Always an active youngster and none too cautious, he was hit by a car in February of 1933 and sustained a broken leg and knock to the head. The hospital and doctor bill was a whopping $75.00 as the doctor came to their house every day for the first two weeks!
His father did all types of hauling and odd jobs and Bill was eager to help. After school jobs included working at the lumber yard and unloading 100-pound bags of cement from railroad cars and then hauling the cement to construction sites for University of Oklahoma projects, where they unloaded the trucks. After he graduated from Norman High School in June of 1940, he and his brother bought a 28′ semi-trailer and hauled lumber back & forth to Arkansas.

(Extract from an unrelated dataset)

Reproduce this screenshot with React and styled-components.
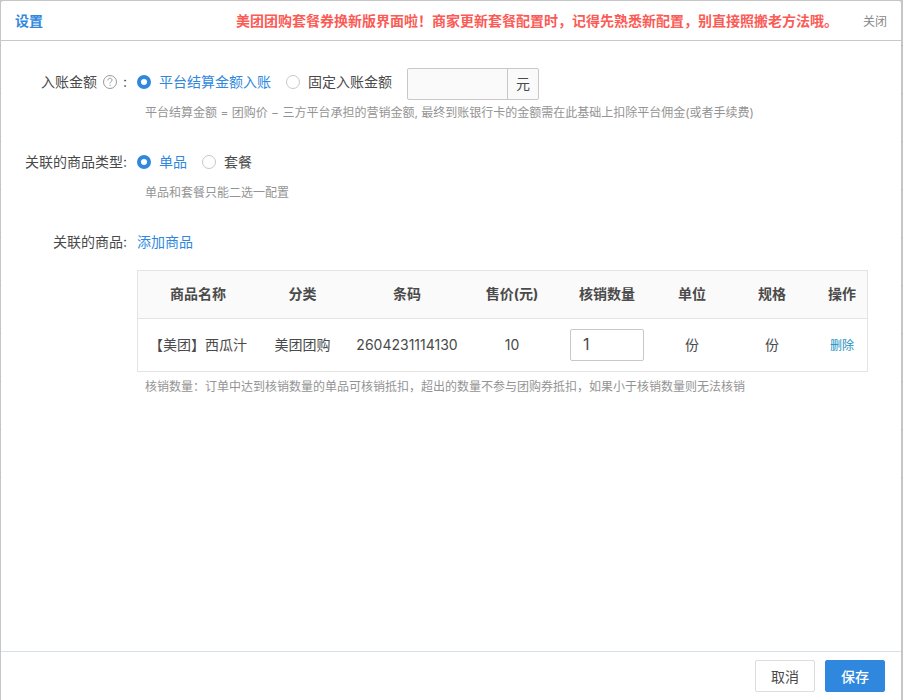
import React, { useState } from 'react';
import styled, { createGlobalStyle } from 'styled-components';

const columns = [
  { title: '商品名称', width: 120 },
  { title: '分类', width: 89 },
  { title: '条码', width: 120 },
  { title: '售价(元)', width: 90 },
  { title: '核销数量', width: 100 },
  { title: '单位', width: 70 },
  { title: '规格', width: 90 },
  { title: '操作', width: 50 },
];

const App = () => {
  const [amountType, setAmountType] = useState('platform');
  const [amount, setAmount] = useState('');
  const [goodsType, setGoodsType] = useState('single');
  const [goods, setGoods] = useState([
    { name: '【美团】西瓜汁', category: '美团团购', code: '2604231114130', price: 10, count: '1', unit: '份', spec: '份' },
  ]);

  const handleCount = (idx, count) => {
    setGoods((prev) => prev.map((item, i) => (i === idx ? { ...item, count } : item)));
  };

  const handleDelete = (idx) => {
    setGoods((prev) => prev.filter((item, i) => i !== idx));
  };

  return (
    <Backdrop>
      <GlobalStyle />
      <Dialog role="dialog" aria-labelledby="title">
        <Header>
          <Title id="title">设置</Title>
          <Notice>美团团购套餐券换新版界面啦！商家更新套餐配置时，记得先熟悉新配置，别直接照搬老方法哦。</Notice>
          <CloseButton type="button">关闭</CloseButton>
        </Header>

        <Body>
          <FormRow role="radiogroup" aria-labelledby="amount-label">
            <RowLabel id="amount-label">
              入账金额
              <HelpIcon viewBox="0 0 14 14" aria-hidden="true">
                <circle cx="7" cy="7" r="6.5" />
                <path d="M5 5.4C5 4 5.8 3.2 7 3.2s2 .8 2 1.9c0 1.5-2 1.7-2 3.3" />
                <path d="M7 9.7v1.2" />
              </HelpIcon>
              :
            </RowLabel>
            <RowContent>
              <Controls>
                <RadioLabel>
                  <Radio name="amount" checked={amountType === 'platform'} onChange={() => setAmountType('platform')} />
                  <span>平台结算金额入账</span>
                </RadioLabel>
                <RadioLabel>
                  <Radio name="amount" checked={amountType === 'fixed'} onChange={() => setAmountType('fixed')} />
                  <span>固定入账金额</span>
                </RadioLabel>
                <InputGroup>
                  <AmountInput
                    aria-label="固定入账金额"
                    value={amount}
                    disabled={amountType !== 'fixed'}
                    onChange={(e) => setAmount(e.target.value)}
                  />
                  <Addon>元</Addon>
                </InputGroup>
              </Controls>
              <Hint>平台结算金额 = 团购价 − 三方平台承担的营销金额, 最终到账银行卡的金额需在此基础上扣除平台佣金(或者手续费)</Hint>
            </RowContent>
          </FormRow>

          <FormRow role="radiogroup" aria-labelledby="type-label">
            <RowLabel id="type-label">关联的商品类型:</RowLabel>
            <RowContent>
              <Controls>
                <RadioLabel>
                  <Radio name="goods" checked={goodsType === 'single'} onChange={() => setGoodsType('single')} />
                  <span>单品</span>
                </RadioLabel>
                <RadioLabel>
                  <Radio name="goods" checked={goodsType === 'combo'} onChange={() => setGoodsType('combo')} />
                  <span>套餐</span>
                </RadioLabel>
              </Controls>
              <Hint>单品和套餐只能二选一配置</Hint>
            </RowContent>
          </FormRow>

          <FormRow>
            <RowLabel>关联的商品:</RowLabel>
            <RowContent>
              <Controls>
                <AddLink href="#add">添加商品</AddLink>
              </Controls>
              <Table>
                <colgroup>
                  {columns.map((col) => <Col key={col.title} $width={col.width} />)}
                </colgroup>
                <thead>
                  <tr>
                    {columns.map((col) => <HeadCell key={col.title}>{col.title}</HeadCell>)}
                  </tr>
                </thead>
                <tbody>
                  {goods.map((item, idx) => (
                    <tr key={item.code}>
                      <Cell>{item.name}</Cell>
                      <Cell>{item.category}</Cell>
                      <Cell>{item.code}</Cell>
                      <Cell>{item.price}</Cell>
                      <Cell>
                        <CountInput
                          aria-label="核销数量"
                          value={item.count}
                          onChange={(e) => handleCount(idx, e.target.value)}
                        />
                      </Cell>
                      <Cell>{item.unit}</Cell>
                      <Cell>{item.spec}</Cell>
                      <Cell>
                        <DeleteButton type="button" onClick={() => handleDelete(idx)}>删除</DeleteButton>
                      </Cell>
                    </tr>
                  ))}
                </tbody>
              </Table>
              <Hint>核销数量：订单中达到核销数量的单品可核销抵扣，超出的数量不参与团购券抵扣，如果小于核销数量则无法核销</Hint>
            </RowContent>
          </FormRow>
        </Body>

        <Footer>
          <Button type="button">取消</Button>
          <Button type="button" $primary>保存</Button>
        </Footer>
      </Dialog>
    </Backdrop>
  );
};

const GlobalStyle = createGlobalStyle`
  * {
    box-sizing: border-box;
  }

  body {
    margin: 0;
    color: #4a4a4a;
    font-family: Inter, "Noto Sans CJK SC", sans-serif;
    font-size: 14px;
    line-height: 20px;
  }

  button, input {
    font-family: inherit;
    color: inherit;
  }
`;

/* the dimmed list behind the dialog shows its row lines at the edges */
const Backdrop = styled.div`
  min-height: 100vh;
  display: flex;
  padding: 1px 2px 0 1px;
  background:
    repeating-linear-gradient(transparent 0 45px, #b8b8b8 45px 46px, transparent 46px 48px) 0 0 / 100% 480px no-repeat,
    #c6c6c6;
`;

const Dialog = styled.div`
  flex: 1;
  min-width: 0;
  display: flex;
  flex-direction: column;
  background: #fff;
  border-radius: 2px 2px 0 0;
`;

const Header = styled.header`
  display: flex;
  align-items: center;
  height: 40px;
  padding: 0 14px;
  border-bottom: 1px solid #c8c8c8;
`;

const Title = styled.h1`
  flex: 1;
  margin: 0;
  font-size: 14px;
  font-weight: 700;
  color: #3088de;
`;

const Notice = styled.strong`
  margin-right: 25px;
  font-weight: 700;
  color: #fb5b56;
`;

const CloseButton = styled.button`
  padding: 0;
  border: 0;
  background: none;
  font-size: 12px;
  color: #888;
  cursor: pointer;
`;

const Body = styled.main`
  flex: 1;
  display: flex;
  flex-direction: column;
  gap: 22px;
  padding: 27px 34px 24px 0;
`;

const FormRow = styled.section`
  display: flex;
  gap: 10px;
`;

const RowLabel = styled.div`
  display: flex;
  flex: none;
  align-items: center;
  justify-content: flex-end;
  gap: 6px;
  width: 126px;
  height: 28px;
  line-height: 28px;
`;

const HelpIcon = styled.svg`
  width: 14px;
  height: 14px;
  fill: none;
  stroke: #999;
  stroke-width: 1;
`;

const RowContent = styled.div`
  flex: 1;
  min-width: 0;
`;

const Controls = styled.div`
  display: flex;
  gap: 15px;
  min-height: 32px;
  line-height: 28px;
`;

const RadioLabel = styled.label`
  display: flex;
  align-items: center;
  gap: 8px;
  height: 28px;
  cursor: pointer;
`;

const Radio = styled.input.attrs({ type: 'radio' })`
  appearance: none;
  width: 14px;
  height: 14px;
  margin: 0;
  border: 1px solid #c8c8c8;
  border-radius: 50%;
  background: #fff;

  &:checked {
    border: 4px solid #3088de;
  }

  &:checked + span {
    color: #3088de;
  }
`;

const InputGroup = styled.div`
  display: flex;
  width: 132px;
  height: 32px;
  border: 1px solid #c8c8c8;
  border-radius: 2px;
  background: #fafafa;
`;

const AmountInput = styled.input`
  flex: 1;
  min-width: 0;
  padding: 0 12px;
  border: 0;
  background: none;
  font-size: 14px;
`;

const Addon = styled.span`
  width: 31px;
  border-left: 1px solid #c8c8c8;
  line-height: 30px;
  text-align: center;
`;

const Hint = styled.p`
  margin: 0;
  padding-left: 8px;
  font-size: 12px;
  line-height: 26px;
  color: #949494;
`;

const AddLink = styled.a`
  color: #3088de;
  text-decoration: none;
`;

const Table = styled.table`
  width: 100%;
  margin: 10px 0 2px;
  border: 1px solid #e4e4e4;
  border-collapse: separate;
  border-spacing: 0;
  table-layout: fixed;
`;

const Col = styled.col`
  width: ${(props) => props.$width}px;
`;

const HeadCell = styled.th`
  height: 48px;
  padding: 0 0 2px;
  border-bottom: 1px solid #e4e4e4;
  background: #fafafa;
  font-weight: 700;
  text-align: center;
`;

const Cell = styled.td`
  height: 52px;
  padding: 0;
  text-align: center;
  white-space: nowrap;
`;

const CountInput = styled.input`
  width: 74px;
  height: 32px;
  padding: 0 12px 2px;
  border: 1px solid #c8c8c8;
  border-radius: 2px;
  font-size: 16px;
  vertical-align: middle;
`;

const DeleteButton = styled.button`
  padding: 0;
  border: 0;
  background: none;
  font-size: 12px;
  color: #2090c0;
  cursor: pointer;
`;

const Footer = styled.footer`
  display: flex;
  justify-content: flex-end;
  gap: 10px;
  padding: 8px 16px;
  border-top: 1px solid #d5e0ea;
`;

const Button = styled.button`
  width: 60px;
  height: 32px;
  padding: 0;
  border: 1px solid ${(props) => (props.$primary ? '#3088de' : '#dcdcdc')};
  border-radius: 2px;
  background: ${(props) => (props.$primary ? '#3088de' : '#fff')};
  color: ${(props) => (props.$primary ? '#fff' : '#4a4a4a')};
  font-size: 14px;
  font-weight: ${(props) => (props.$primary ? 500 : 400)};
  cursor: pointer;
`;

export default App;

Bill was 19 when Pearl Harbor was attacked. He enlisted in the US Marine Corps the next year, in October of 1942. He served on active duty in the Pacific with the 1st Marine Corps through the end of the war. The 1st Marine Division led assaults on several of the key islands which were recaptured, including New Guinea, New Britain, Pavuvu and Peleliu. He was listed as an Automotive Equipment Operator and primarily drove trucks hauling materials to support the offensives. He was honorably discharged in December of 1945.
After WWII, Bill served in the Oklahoma National Guard for two stints until moving to Amarillo, Texas, in 1949 with his wife and love of his life Dorothy. He and Dorothy met at the Oklahoma City Business College and were married in October of 1946. They had two children, Anne and JW, while in Amarillo. Bill started as an Accountant with Overhead Door and took on additional duties, including sales and installation of doors before being promoted to open a branch office for the Texas Panhandle. Bill and Dorothy developed the territory into the top Branch for the company in a few short years.
In 1955, Bill and his family moved to Atlanta, Georgia. The Overhead Door Co. of Atlanta was developed into the #1 distributor for the metro area. He sold the business in 1972 and bought his first motorhom in early 1973. Bill and Dorothy enjoyed 40 years together, before Dorothy’s passed of cancer in 1986.
He remarried to a fellow motorhome traveler, Betty, who had lost her husband. They continued traveling all over the US to visit family and meet new friends up to the age of 95, when he and Betty took their last motorhome trip to Indiana, Oklahoma and Texas from their home in Cartersville. Betty passed away last year at the age of 99.
Bill is now living in Linwood Estates, a gracious independent retirement community in Lawrenceville, Georgia.
We thank him for his service and celebrate this momentous birthday!